Log-likelihood estimates of the model

n

Number of rows of the data set for which the log-likelihood has been calculated

d

The size of the (k-1) by (k-1) covariance matrix of a k by k count-compositional data matrix

df

Degrees of freedom

gamma

A tuning parameter. Larger values means more penalization

Value

The value of the EBIC.

Note

The graphical lasso penalty is the sum of the absolute value of the elements of the covariance matrix Sigma.

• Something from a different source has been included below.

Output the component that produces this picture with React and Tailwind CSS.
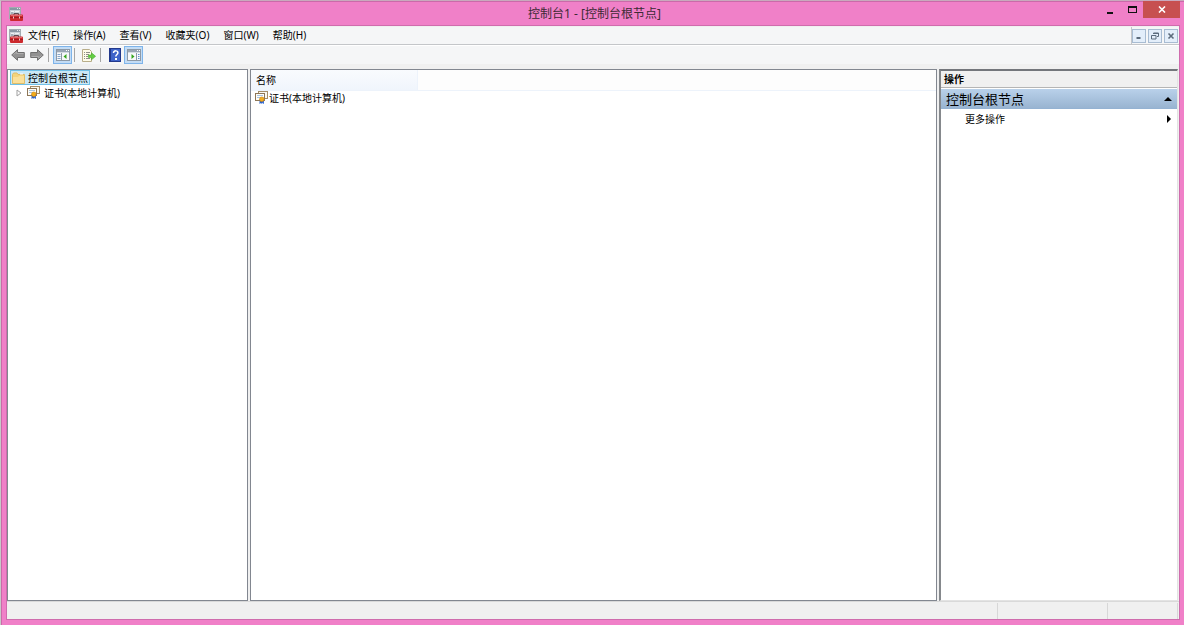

The penalization parameter lambda controls the sparsity of Sigma.

Examples

data(singlecell)
mle <- mleLR(singlecell, lambda.gl=0.5)
log.lik_1 <- mle$est[[1]]$log.lik
n <- NROW(singlecell)
k <- NCOL(singlecell)
df_1 <- mle$est[[1]]$df

ebic(log.lik_1, n, k, df_1, 0.1)

Extended Bayesian Information Criterion Plot

Description

Plots the extended Bayesian information criterion (EBIC) of the model fit for various penalization parameters lambda.

Usage

ebicPlot(fit, xlog = TRUE, col = "darkred")

Arguments

fit

The model fit object from mleLR()

xlog

TRUE or FALSE. Renders plot with the x-axis in the log-scale if TRUE

col

Colour of the plot (character)

Value

Plot of the EBIC (y-axis) against each lambda (x-axis).

Examples

data(singlecell)
mle <- mlePath(singlecell, tol=1e-4, tol.nr=1e-4, n.lambda = 2, n.cores = 1)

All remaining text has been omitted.